## start Stored rows
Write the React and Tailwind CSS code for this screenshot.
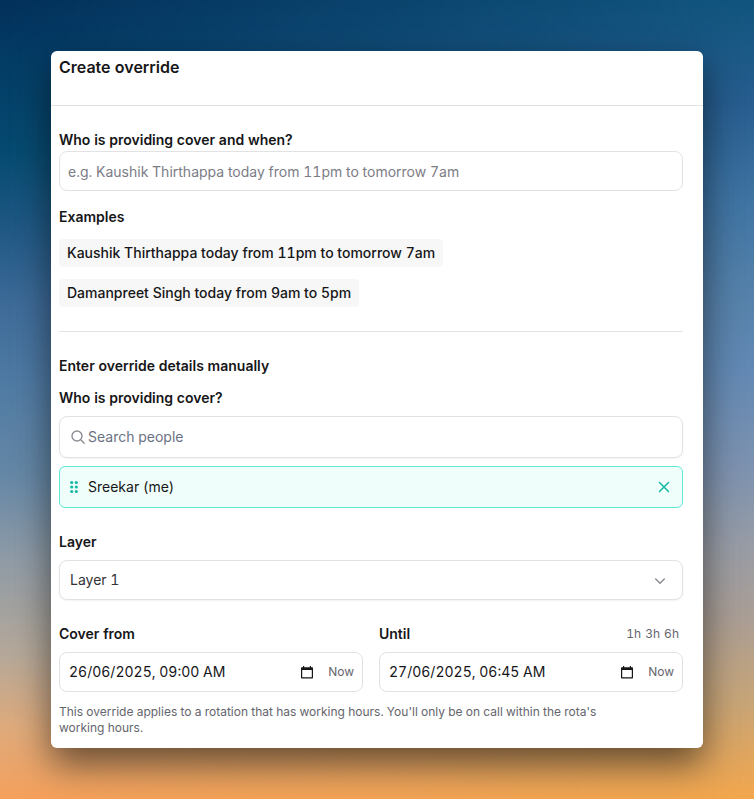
import { useState } from 'react';

const EXAMPLES = [
  'Kaushik Thirthappa today from 11pm to tomorrow 7am',
  'Damanpreet Singh today from 9am to 5pm'
];

function SearchIcon() {
  return (
    <svg viewBox="0 0 16 16" className="w-4 h-4 shrink-0 text-[#8d8d94]" fill="none" stroke="currentColor" strokeWidth="1.4" strokeLinecap="round">
      <circle cx="7" cy="7" r="5" />
      <path d="M10.800 10.800l3.400 3.400" />
    </svg>
  );
}

function GripIcon() {
  return (
    <svg viewBox="0 0 8 14" className="w-2 h-3.5 shrink-0" fill="#14b8a6">
      <circle cx="1.7" cy="2.5" r="1.6" />
      <circle cx="6.3" cy="2.5" r="1.6" />
      <circle cx="1.7" cy="7" r="1.6" />
      <circle cx="6.3" cy="7" r="1.6" />
      <circle cx="1.7" cy="11.5" r="1.6" />
      <circle cx="6.3" cy="11.5" r="1.6" />
    </svg>
  );
}

function CalendarIcon() {
  return (
    <svg viewBox="0 0 12 13" className="w-3 h-[13px]" fill="#161618">
      <path fillRule="evenodd" d="M2 0h1.200v1.200h5.600V0H10v1.200h1.300c.4 0 .7.3.7.7v9.700c0 .5-.3.9-.7.9H.7c-.4 0-.7-.4-.7-.9V1.900c0-.4.3-.7.7-.7H2V0zM1.200 4v7.300h9.600V4H1.200z" />
    </svg>
  );
}

function DateField({ id, label, value, onChange, presets }) {
  return (
    <div className="flex-1 min-w-0">
      <div className="flex items-center justify-between h-5 pr-1">
        <label htmlFor={id} className="font-semibold">{label}</label>
        {presets && (
          <div className="flex gap-1 text-xs text-[#65656d]">
            {presets.map((preset) => (
              <button key={preset} type="button">{preset}</button>
            ))}
          </div>
        )}
      </div>
      <div className="mt-2 h-10 flex items-center border border-[#e2e2e4] rounded-lg pl-[9px] pr-2">
        <input
          id={id}
          type="text"
          value={value}
          onChange={(e) => onChange(e.target.value)}
          className="flex-1 min-w-0 outline-none"
        />
        <button type="button" aria-label="Open calendar" className="mr-[15px]">
          <CalendarIcon />
        </button>
        <button type="button" className="text-xs text-[#65656d]">Now</button>
      </div>
    </div>
  );
}

export default function App() {
  const [summary, setSummary] = useState('');
  const [search, setSearch] = useState('');
  const [people, setPeople] = useState(['Sreekar (me)']);
  const [layer, setLayer] = useState('Layer 1');
  const [from, setFrom] = useState('26/06/2025, 09:00 AM');
  const [until, setUntil] = useState('27/06/2025, 06:45 AM');

  return (
    <div className="relative isolate min-h-screen p-[51px] font-['Inter',sans-serif] text-sm tabular-nums text-[#161618] bg-[linear-gradient(180deg,#11567f_0%,#285e90_13%,#4074a3_25%,#5883ab_38%,#6289b4_46%,#7f93b0_59%,#9a9da5_69%,#aa9e96_77%,#c8a577_88%,#f3a74c_100%)]">
      {/* left side of the sky, fades out towards the right */}
      <div className="absolute inset-0 -z-10 bg-[linear-gradient(180deg,#02305a_0%,#033c65_8%,#054a70_19%,#1a5580_27%,#3d6a98_38%,#4f7aa3_48%,#6688a6_60%,#8f9ba6_70%,#b5a899_82%,#deaa7c_91%,#f5a05c_100%)] mask-[linear-gradient(to_right,black,transparent)]" />

      <form className="bg-white rounded-md pb-3 shadow-[0_16px_36px_rgba(0,0,0,0.55)]">
        <header className="px-2 pt-1 pb-[25px] border-b border-[#e2e2e4]">
          <h1 className="text-base leading-[25px] font-semibold">Create override</h1>
        </header>

        <div className="pl-2 pr-5 pt-6">
          <label htmlFor="summary" className="block font-semibold">Who is providing cover and when?</label>
          <input
            id="summary"
            type="text"
            value={summary}
            onChange={(e) => setSummary(e.target.value)}
            placeholder="e.g. Kaushik Thirthappa today from 11pm to tomorrow 7am"
            className="mt-px w-full h-10 px-2 border border-[#e2e2e4] rounded-lg placeholder:text-[#7c7c86] outline-none"
          />

          <h2 className="mt-4 font-semibold">Examples</h2>
          <div className="mt-3 flex flex-col items-start gap-3">
            {EXAMPLES.map((example) => (
              <button
                key={example}
                type="button"
                onClick={() => setSummary(example)}
                className="h-7 px-2 rounded-sm bg-[#f7f7f7] font-medium"
              >
                {example}
              </button>
            ))}
          </div>

          <hr className="mt-6 border-[#e2e2e4]" />

          <h2 className="mt-6 font-semibold">Enter override details manually</h2>

          <label htmlFor="people" className="mt-3 block font-semibold">Who is providing cover?</label>
          <div className="mt-2 h-[42px] flex items-center gap-0.5 px-2.5 border border-[#e2e2e4] rounded-lg shadow-xs">
            <SearchIcon />
            <input
              id="people"
              type="text"
              value={search}
              onChange={(e) => setSearch(e.target.value)}
              placeholder="Search people"
              className="flex-1 min-w-0 placeholder:text-gray-500 outline-none"
            />
          </div>
          {people.map((person) => (
            <div key={person} className="mt-2 h-[42px] flex items-center px-2.5 border border-[#5eead4] rounded-md bg-[#effefa]">
              <GripIcon />
              <span className="flex-1 ml-2.5">{person}</span>
              <button
                type="button"
                aria-label="Remove"
                onClick={() => setPeople(people.filter((p) => p !== person))}
              >
                <svg viewBox="0 0 16 16" className="w-4 h-4" fill="none" stroke="#14b8a6" strokeWidth="1.5" strokeLinecap="round">
                  <path d="M3.500 3.500l9 9M12.500 3.500l-9 9" />
                </svg>
              </button>
            </div>
          ))}

          <label htmlFor="layer" className="mt-6 block font-semibold">Layer</label>
          <div className="relative mt-2">
            <select
              id="layer"
              value={layer}
              onChange={(e) => setLayer(e.target.value)}
              className="w-full h-10 px-2.5 appearance-none border border-[#e2e2e4] rounded-lg bg-white text-[#323236] shadow-xs outline-none"
            >
              <option>Layer 1</option>
            </select>
            <svg viewBox="0 0 12 12" className="absolute right-[17px] top-[15px] w-3 h-3 pointer-events-none" fill="none" stroke="#8d8d94" strokeWidth="1.5" strokeLinecap="round" strokeLinejoin="round">
              <path d="M1.700 4l4.300 4.200L10.300 4" />
            </svg>
          </div>

          <div className="mt-6 flex gap-4">
            <DateField id="from" label="Cover from" value={from} onChange={setFrom} />
            <DateField id="until" label="Until" value={until} onChange={setUntil} presets={['1h', '3h', '6h']} />
          </div>

          <p className="mt-3 max-w-[576px] text-xs text-[#65656d]">
            This override applies to a rotation that has working hours. You'll only be on call within the rota's working hours.
          </p>
        </div>
      </form>
    </div>
  );
}
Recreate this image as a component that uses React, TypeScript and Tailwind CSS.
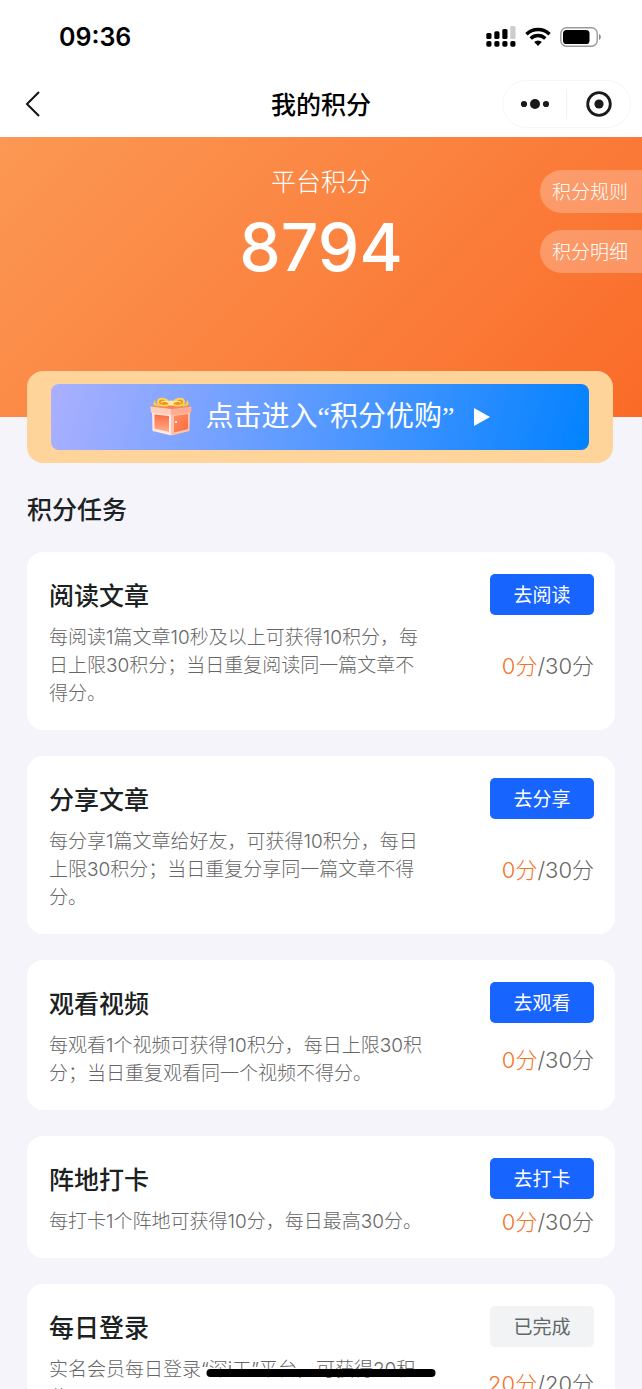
## end Stored rows
# [Problem details]
Check each line of the records above for "Tailwind", and copy those that have it.

# [Answer to the task]
Write the React and Tailwind CSS code for this screenshot.
Recreate this image as a component that uses React, TypeScript and Tailwind CSS.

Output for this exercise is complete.